ECLI:NL:RBDHA:2020:4985
Rechtbank Den Haag
- Kort geding
- Rechtspraak.nl
Vordering tot vervangende toestemming voor inschrijving basisschool en verbod op uitlatingen over huiselijk geweld in echtscheidingssituatie
In deze zaak, die zich afspeelt in het kader van een echtscheidingsprocedure, heeft de vader een kort geding aangespannen tegen de moeder. De vader vordert vervangende toestemming voor de inschrijving van hun minderjarige dochter [minderjarige 2] op de basisschool, omdat de moeder weigert deze toestemming te verlenen. De moeder heeft de intentie om met de kinderen te verhuizen, wat de vader als schadelijk voor de ontwikkeling van [minderjarige 2] beschouwt. Daarnaast vordert de vader dat de moeder haar uitlatingen over huiselijk geweld op social media, met name LinkedIn, verwijdert, omdat deze schadelijk zijn voor zijn reputatie.
De voorzieningenrechter heeft vastgesteld dat er een spoedeisend belang is bij de vorderingen van de vader. De rechter oordeelt dat het in het belang van [minderjarige 2] is om ingeschreven te worden op de basisschool, aangezien dit altijd de bedoeling van beide ouders is geweest. De moeder heeft geen gegronde redenen aangevoerd om deze inschrijving te weigeren, en de rechter verleent daarom de gevraagde vervangende toestemming.

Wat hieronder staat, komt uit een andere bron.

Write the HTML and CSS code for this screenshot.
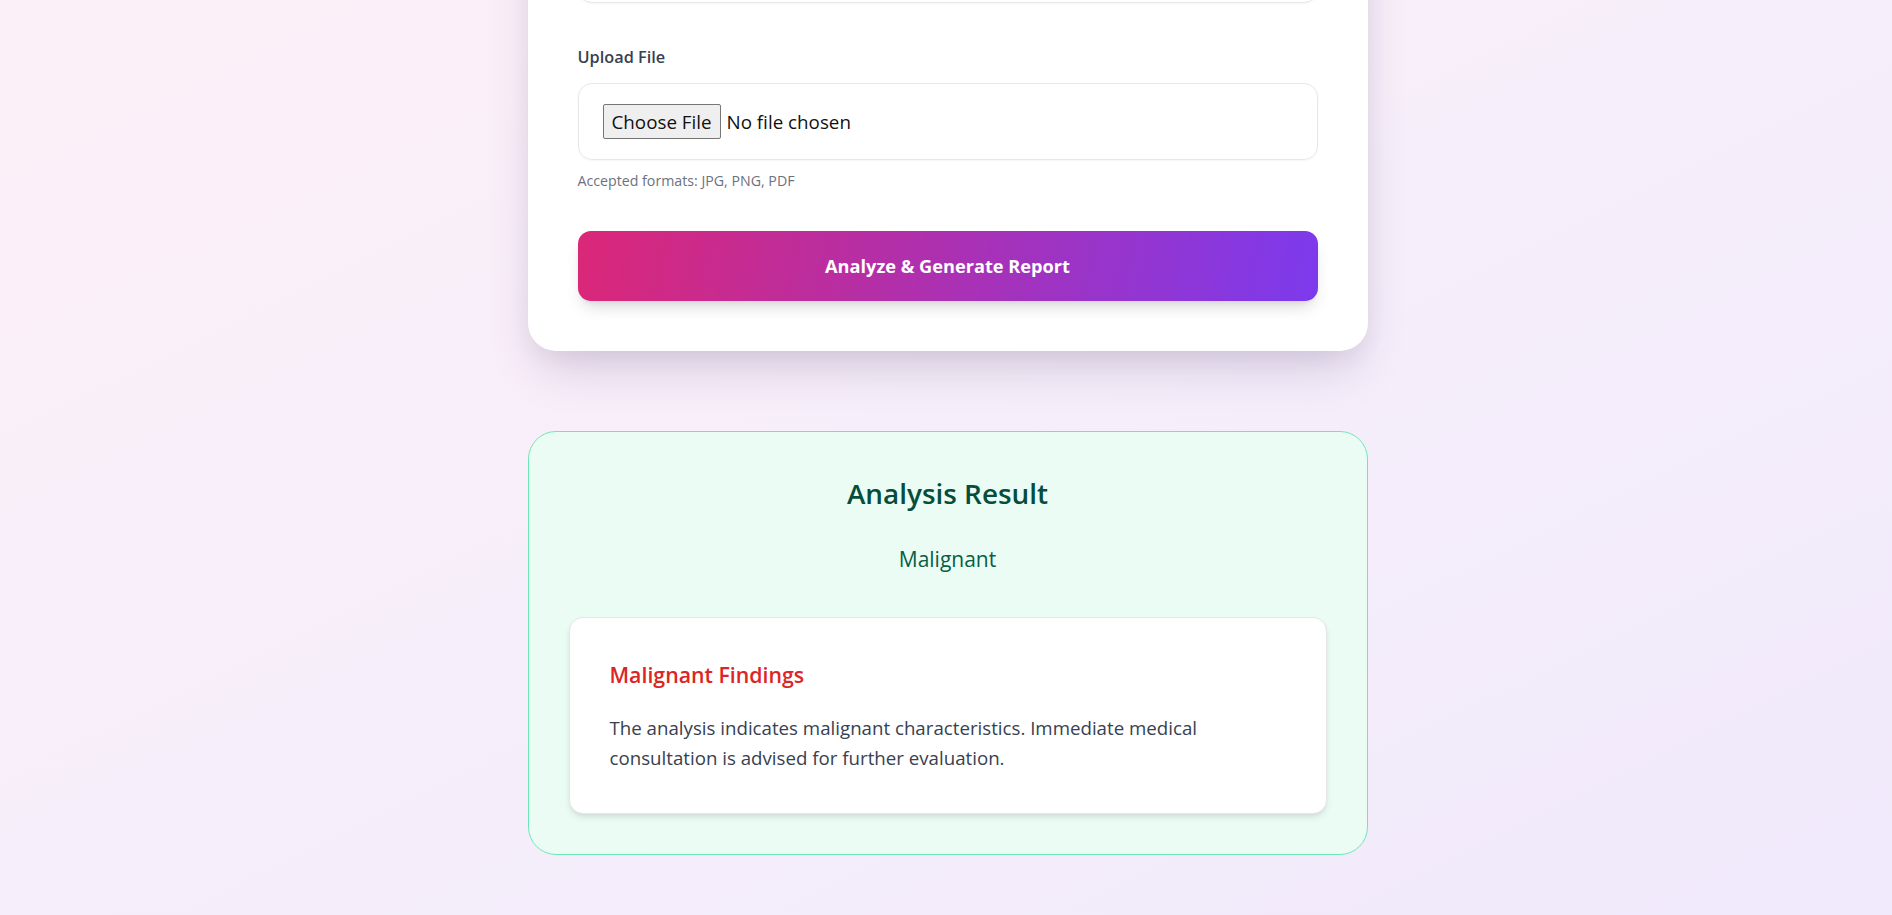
FILE: index.html
```html
<!DOCTYPE html>
<html lang="en">
<head>
<meta charset="utf-8">
<title>Analysis</title>
<link rel="stylesheet" href="styles.css">
</head>
<body>
<main class="page">
  <section class="card">
    <div class="field">
      <input class="text-input" type="text" aria-label="Patient name">
    </div>
    <div class="field">
      <label class="label" for="file">Upload File</label>
      <div class="file-box">
        <input class="file-input" id="file" type="file" accept=".jpg,.png,.pdf">
      </div>
      <p class="hint">Accepted formats: JPG, PNG, PDF</p>
    </div>
    <button class="submit" type="button">Analyze &amp; Generate Report</button>
  </section>

  <section class="result">
    <h2 class="result-title">Analysis Result</h2>
    <p class="result-value">Malignant</p>
    <div class="finding">
      <h3 class="finding-title">Malignant Findings</h3>
      <p class="finding-text">The analysis indicates malignant characteristics. Immediate medical consultation is advised for further evaluation.</p>
    </div>
  </section>
</main>
</body>
</html>
```
FILE: styles.css
```css
* { box-sizing: border-box; }

html, body {
  margin: 0;
  min-height: 100%;
}

body {
  font-family: "Open Sans", "Noto Sans", sans-serif;
  background: linear-gradient(to bottom right, #fcf0f8 0%, #f6eefa 50%, #f0e9fb 100%);
  min-height: 100vh;
  overflow: hidden;
}

.page {
  display: flex;
  flex-direction: column;
  align-items: center;
  padding: 0 0 80px 3px;
}

.card {
  width: 840px;
  margin-top: -124px;
  background: #ffffff;
  border-radius: 28px;
  padding: 50px 50px 50px;
  box-shadow: 0 24px 50px -12px rgba(70, 50, 100, 0.22), 0 8px 20px rgba(70, 50, 100, 0.05);
  display: flex;
  flex-direction: column;
  gap: 42px;
}

.field {
  display: flex;
  flex-direction: column;
}

.label {
  font-size: 16.3px;
  font-weight: 600;
  line-height: 24px;
  color: #374151;
  margin-bottom: 14px;
}

.text-input {
  height: 77px;
  border: 1px solid #e5e7eb;
  border-radius: 14px;
  background: #fff;
  box-shadow: 0 1px 2px rgba(0, 0, 0, 0.04);
}

.file-box {
  height: 77px;
  border: 1px solid #e5e7eb;
  border-radius: 14px;
  padding: 20px 24px;
  display: flex;
  align-items: center;
  box-shadow: 0 1px 2px rgba(0, 0, 0, 0.04);
}

.file-input {
  font-family: "Open Sans", "Noto Sans", sans-serif;
  font-size: 18.8px;
  color: #111111;
  height: 35px;
  line-height: 35px;
}

.file-input::file-selector-button {
  font: inherit;
  font-size: 18.8px;
  color: #111111;
  height: 35px;
  padding: 0 8px;
  margin-right: 6px;
  background: #efefef;
  border: 1px solid #767676;
  border-radius: 2px;
}

.hint {
  margin: 11px 0 0;
  font-size: 14.2px;
  line-height: 20px;
  color: #6b7280;
}

.submit {
  margin-top: -2px;
  height: 70px;
  border: 0;
  border-radius: 13px;
  background: linear-gradient(100deg, #db2777 0%, #7c3aed 100%);
  color: #ffffff;
  font-family: "Open Sans", "Noto Sans", sans-serif;
  font-size: 18.2px;
  font-weight: 700;
  box-shadow: 0 10px 16px -4px rgba(0, 0, 0, 0.14), 0 4px 6px -4px rgba(0, 0, 0, 0.1);
  cursor: pointer;
}

.result {
  width: 840px;
  margin-top: 80px;
  background: #ebfcf4;
  border: 1px solid #6ee7b7;
  border-radius: 28px;
  padding: 40px;
  display: flex;
  flex-direction: column;
  align-items: stretch;
}

.result-title {
  margin: 0;
  text-align: center;
  font-size: 27.9px;
  font-weight: 600;
  line-height: 42px;
  color: #064e3b;
}

.result-value {
  margin: 30px 0 0;
  text-align: center;
  font-size: 21px;
  line-height: 30px;
  color: #065f46;
}

.finding {
  margin-top: 43px;
  background: #ffffff;
  border: 1px solid #e5e7eb;
  border-radius: 14px;
  padding: 40px;
  box-shadow: 0 4px 8px -2px rgba(0, 0, 0, 0.12), 0 2px 4px -2px rgba(0, 0, 0, 0.08);
}

.finding-title {
  margin: 0;
  font-size: 21.3px;
  font-weight: 600;
  line-height: 34px;
  color: #dc2626;
}

.finding-text {
  margin: 21px 0 0;
  font-size: 18.7px;
  line-height: 30px;
  color: #374151;
  max-width: 640px;
}
```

Wat betreft de uitlatingen van de moeder over huiselijk geweld, oordeelt de voorzieningenrechter dat de moeder zich in haar privésfeer mag uitlaten, maar dat dit niet geldt voor LinkedIn, waar de berichten een zakelijke context hebben. De rechter verbiedt de moeder om dergelijke berichten op LinkedIn te plaatsen en legt een dwangsom op voor het geval zij dit verbod overtreedt. De proceskosten worden door beide partijen zelf gedragen, en het vonnis is uitvoerbaar bij voorraad.